16. GRAPE VARIETIES Number 5: Cabernet Sauvignon
Cabernet Sauvignon's home is the Medoc, the heart of Bordeaux's red wine vineyards. Here are the famous châteaux that have made claret the pre-eminent fine wine commercially in the world today (claret is red wine from the Bordeaux region). However, it has now travelled all over the world.
It is a variety that needs a long growing season, with a warm September, to ripen properly. It also needs very well-drained soil, and doesn't flourish in clay – hence its starring role in the Medoc, which has free-draining gravel soils, while on the Right Bank (Pomerol, St. Emilion, etc.), where there are soils with a high clay content, it is comparatively rarely seen. Claret is virtually always a blend of several grape varieties, and in the Medoc wines will typically be made up of 75% Cabernet Sauvignon, the balance coming from Merlot, with three other varieties, Cabernet Franc, Malbec and Petit Verdot, often making small contributions. It is a thick-skinned variety, giving wines with deep colours, often black in their youth. Compared to its common blending partner, Merlot, it produces wines that are more tannic, firmer, more austere; flavours to be found include blackcurrant, cedar, cigar boxes, tobacco, and, particularly in Australian examples, mint and eucalyptus.

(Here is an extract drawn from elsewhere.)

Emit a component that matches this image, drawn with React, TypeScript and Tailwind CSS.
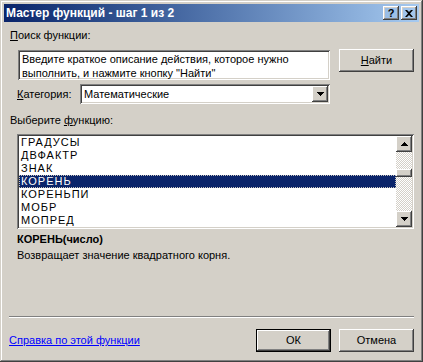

Cabernet Sauvignon is also grown in the Loire, producing considerable quantities of Cabernet d'Anjou, which is a dull, sweetish rosé, and also some reds, which I recommend avoiding because they usually taste green, stalky and unripe – it just isn't warm enough in the northerly vineyards of the Loire to give sufficient ripeness. You will find it all over southern France in all sorts Vins de Pays, where it is often very tasty and reasonably priced, and in one or two grander wines with an international reputation, such as Domaine de Trévallon in Provence and Mas de Daumas Gassac, as well as in the wines of other serious producers around Provence.
It is grown widely in Australia, where it is often blended with Shiraz with excellent results, and in California, Chile, and less extensively in Argentina and South Africa. For a while in the 1980s Bulgarian Cabernet Sauvignon was a best seller, though it seems to have more or less disappeared from the shelves of shops since then.
There has been a huge amount of research into the parentage of Cabernet Sauvignon, and after all the time and resources poured into the research, it has now been discovered that the French might have known something when they christened it Cabernet Sauvignon, since it appears that it is the progeny of a crossing of Cabernet Franc and Sauvignon Blanc!